Send email Copy Email Address

2023-07-24
Annabelle Theobald

“You have to keep your ultimate goal in mind”: Interview with Professor Dr. Andreas Zeller

Explaining his complex research in just one sentence, comprehensible to everyone, is a challenge that CISPA-Faculty Professor Dr. Andreas Zeller is always happy to take on. Science communication is a "hobbyhorse” trotting along his great passion and profession: making software better and more secure. In the interview for the fifth edition of our CISPA-Zine, Zeller tells us why comprehensibility matters to him as a researcher.

When your children were small, how did you explain to them what your work is about?

I told them something like: “Look, I have this machine here and I teach it what it should do. Sometimes, it doesn’t do what it should and then I build new machines that help to fix this machine.”

That is a lovely explanation.

“I have a computer and it does what I want” [rhymes in German]. That’s from a children’s book by Janosch.

The first lie children are told.

Yes. I always added: “And sometimes it doesn’t do what I want and then I build a second computer that fixes the first one. And then I build a third computer…”

For how long does this chain have to go on until things finally work properly?

That thought occurred to my children too. They had so much fun imagining all the computers that were fixing each other. They let that chain go on and on.

Where did it end?

With me. I fixed the fourth computer (laughs).

Not only are you a very prolific scientist, you are also a very active communicator. You use Twitter, run your own blog, and as a professor at Saarland University, you reach hundreds of Computer Science students each semester.

Yes, that's my hobbyhorse. Looking for ways to achieve the broadest and greatest possible impact matters to me. With every new research topic I turn to, I immediately start to think about ways of presenting the work I've done in as concise a form as possible.

Given the complexity of your research, I would imagine that it can be very difficult at times to stay focused on your main goals and the actual problems that need to be solved.

That’s right. You have to keep your ultimate goal in mind. At the end of the day, you don't want to be sitting in some niche, making your progress there, and then having to provide a whole lot of context every single time you’re asked to explain what you’re doing. That could be a long, long story. Instead, I try to do things that are comprehensible independent of specific contexts. This also means that I can maximize the impact of my research.

Does this work for every research topic?

No, it doesn't always work. But my scientific training, my scientific approach, is to always try to find the easiest access. That also means that you have to identify what is essential. I want to be able to express matters in a few words and, let's say, in a headline-like manner. I have great fun coming up with shorter titles than other researchers in academic publications.

Are your titles always to the point or at times a little more creative?

I have done both. My titles are either simple and concise, making a very general claim, or they tell a story. One of my most important papers, for example, is called „Yesterday my program worked. Today it does not. Why?“. It got a lot of attention at the conference back then, but my supervisor chided me for it. He thought the title was too journalistic. But this is where the goals of journalism meet those of science – in science communication.

How does it benefit you when you communicate your research results not only to the research community but also to the general public?

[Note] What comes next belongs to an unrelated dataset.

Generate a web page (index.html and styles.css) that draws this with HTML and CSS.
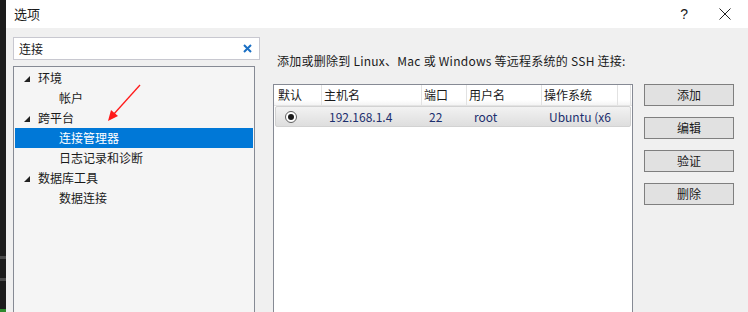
FILE: index.html
```html
<!DOCTYPE html>
<html lang="zh-CN">
<head>
<meta charset="utf-8">
<title>选项</title>
<link rel="stylesheet" href="styles.css">
</head>
<body>
<div class="strip"></div>
<div class="dialog">
  <div class="titlebar">
    <span class="title">选项</span>
    <span class="help">?</span>
    <svg class="close" width="12" height="12" viewBox="0 0 12 12"><path d="M0.5 0.5 L11.5 11.5 M11.5 0.5 L0.5 11.5" stroke="#222" stroke-width="1" fill="none"/></svg>
  </div>
  <div class="content">
    <div class="left">
      <div class="search">
        <span class="search-text">连接</span>
        <svg class="clear" width="9" height="9" viewBox="0 0 9 9"><path d="M1 1 L8 8 M8 1 L1 8" stroke="#1a6fc4" stroke-width="2" fill="none"/></svg>
      </div>
      <div class="tree">
        <div class="node lvl0"><svg class="tri" width="6" height="6" viewBox="0 0 6 6"><polygon points="6,0 6,6 0,6" fill="#222"/></svg><span>环境</span></div>
        <div class="node lvl1"><span>帐户</span></div>
        <div class="node lvl0"><svg class="tri" width="6" height="6" viewBox="0 0 6 6"><polygon points="6,0 6,6 0,6" fill="#222"/></svg><span>跨平台</span></div>
        <div class="node lvl1 selected"><span>连接管理器</span></div>
        <div class="node lvl1"><span>日志记录和诊断</span></div>
        <div class="node lvl0"><svg class="tri" width="6" height="6" viewBox="0 0 6 6"><polygon points="6,0 6,6 0,6" fill="#222"/></svg><span>数据库工具</span></div>
        <div class="node lvl1"><span>数据连接</span></div>
      </div>
    </div>
    <div class="right">
      <div class="label">添加或删除到 Linux、Mac 或 Windows 等远程系统的 SSH 连接:</div>
      <div class="main">
        <div class="list">
          <div class="header">
            <div class="hc c1">默认</div>
            <div class="hc c2">主机名</div>
            <div class="hc c3">端口</div>
            <div class="hc c4">用户名</div>
            <div class="hc c5">操作系统</div>
            <div class="hc c6"></div>
          </div>
          <div class="row">
            <div class="rc c1"><span class="radio"><span class="dot"></span></span></div>
            <div class="rc c2">192.168.1.4</div>
            <div class="rc c3">22</div>
            <div class="rc c4">root</div>
            <div class="rc c5">Ubuntu (x6</div>
          </div>
        </div>
        <div class="buttons">
          <button class="btn">添加</button>
          <button class="btn">编辑</button>
          <button class="btn">验证</button>
          <button class="btn">删除</button>
        </div>
      </div>
    </div>
    <svg class="arrow" width="40" height="44" viewBox="0 0 40 44">
      <line x1="35" y1="3" x2="8" y2="33" stroke="#ff1a1a" stroke-width="1.3"/>
      <polygon points="3,39 6,28 13,34" fill="#ff1a1a"/>
    </svg>
  </div>
</div>
</body>
</html>
```

FILE: styles.css
```css
* { box-sizing: border-box; }
html, body { margin: 0; padding: 0; }
body {
  width: 748px;
  height: 312px;
  overflow: hidden;
  display: flex;
  font-family: "Noto Sans CJK SC", "Noto Sans", sans-serif;
  font-size: 12px;
  color: #1a1a1a;
  background: #f0f0f0;
}
.strip {
  width: 6px;
  flex: none;
  background: linear-gradient(to bottom,
    #1c1c1c 0, #1c1c1c 256px, #4a4a4a 256px, #4a4a4a 259px,
    #1c1c1c 259px, #1c1c1c 278px, #4a4a4a 278px, #4a4a4a 281px,
    #1c1c1c 281px, #1c1c1c 309px, #2f8a2f 309px);
}
.dialog {
  flex: 1;
  display: flex;
  flex-direction: column;
  min-width: 0;
}
.titlebar {
  height: 28px;
  flex: none;
  background: #ffffff;
  display: flex;
  align-items: center;
  padding-left: 8px;
  font-size: 13px;
}
.title { flex: 1; line-height: 16px; }
.help { margin-right: 31px; font-family: "Liberation Sans", sans-serif; font-size: 14px; }
.close { margin-right: 17px; }
.content {
  flex: 1;
  display: flex;
  position: relative;
  background: #f0f0f0;
}
.left {
  width: 247px;
  margin-left: 7px;
  margin-top: 9px;
  display: flex;
  flex-direction: column;
  gap: 6px;
}
.search {
  height: 23px;
  background: #ffffff;
  border: 1px solid #c8c8d0;
  display: flex;
  align-items: center;
  padding-left: 5px;
  padding-right: 7px;
}
.search-text { flex: 1; line-height: 16px; }
.tree {
  width: 242px;
  flex: 1;
  background: #f5f5f5;
  border: 1px solid #868a94;
  border-bottom: none;
  padding: 1px 1px 0 1px;
}
.node {
  height: 20px;
  display: flex;
  align-items: center;
  line-height: 16px;
}
.node.lvl0 { padding-left: 9px; }
.node.lvl0 .tri { margin-right: 8px; margin-top: 1px; }
.node.lvl1 { padding-left: 44px; }
.node.selected { background: #0078d7; color: #ffffff; }
.right {
  margin-left: 13px;
  display: flex;
  flex-direction: column;
}
.label {
  margin-top: 25px;
  padding-left: 4px;
  line-height: 16px;
  height: 16px;
  margin-bottom: 15px;
  white-space: nowrap;
  letter-spacing: 0.25px;
}
.main {
  display: flex;
  flex: 1;
}
.list {
  width: 360px;
  background: #ffffff;
  border: 1px solid #868a94;
  border-bottom: none;
}
.header {
  display: flex;
  height: 21px;
  border-bottom: 1px solid #e4e4e4;
  background: linear-gradient(to bottom, #ffffff 0, #ffffff 75%, #f4f4f4 100%);
}
.hc {
  height: 20px;
  line-height: 20px;
  padding-left: 2px;
  border-right: 1px solid #e2e2e2;
  white-space: nowrap;
}
.hc.c1 { padding-left: 4px; }
.c1 { width: 48px; }
.c2 { width: 100px; }
.c3 { width: 45px; }
.c4 { width: 75px; }
.c5 { width: 76px; }
.c6 { width: 13px; }
.row {
  display: flex;
  height: 21px;
  margin: 0 1px;
  border: 1px solid #d2d2d2;
  border-radius: 2px;
  background: linear-gradient(to bottom, #f2f2f2, #dedede);
  color: #1c2f6e;
}
.rc {
  line-height: 19px;
  white-space: nowrap;
  overflow: hidden;
}
.row .c1 { width: 47px; display: flex; align-items: center; padding-left: 9px; }
.row .c2 { padding-left: 6px; }
.row .c3 { padding-left: 6px; }
.row .c4 { padding-left: 6px; }
.row .c5 { padding-left: 6px; width: 82px; }
.radio {
  width: 12px;
  height: 12px;
  border-radius: 50%;
  border: 1px solid #5e5e5e;
  background: #ffffff;
  display: flex;
  align-items: center;
  justify-content: center;
}
.dot {
  width: 6px;
  height: 6px;
  border-radius: 50%;
  background: #1a1a1a;
}
.buttons {
  margin-left: 11px;
  display: flex;
  flex-direction: column;
  gap: 11px;
}
.btn {
  width: 90px;
  height: 22px;
  padding: 0;
  background: #e1e1e1;
  border: 1px solid #7f7f7f;
  font-family: inherit;
  font-size: 12px;
  line-height: 16px;
  color: #1a1a1a;
}
.arrow {
  position: absolute;
  left: 99px;
  top: 54px;
}
```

Honestly? Fame and glory. If I can express the things I do in a few short sentences, or in only one sentence even, and especially if those things didn’t exist before, then people will associate them with my name. This is marketing, in a way. And as researchers, we also fulfill a role in society. That’s why it matters to me, explaining to society at large what my work is about. I have to do this in a way that allows the public and politicians to understand why this research is so super cool. I could of course explain my work in such a convoluted way that nobody would understand it. Then everybody would say: “Oh, Andreas is the bee’s knees, he does things nobody else can get their head around.” But then of course I would have to argue why I am doing it and to what avail. What good is it if only ten people in the world can understand it? All the others must hope that somebody sometime will be able to explain to them why it is important. I choose to go a different way. I want to reach out to the cab driver too. And if they like it, then maybe they will tell other people about it. 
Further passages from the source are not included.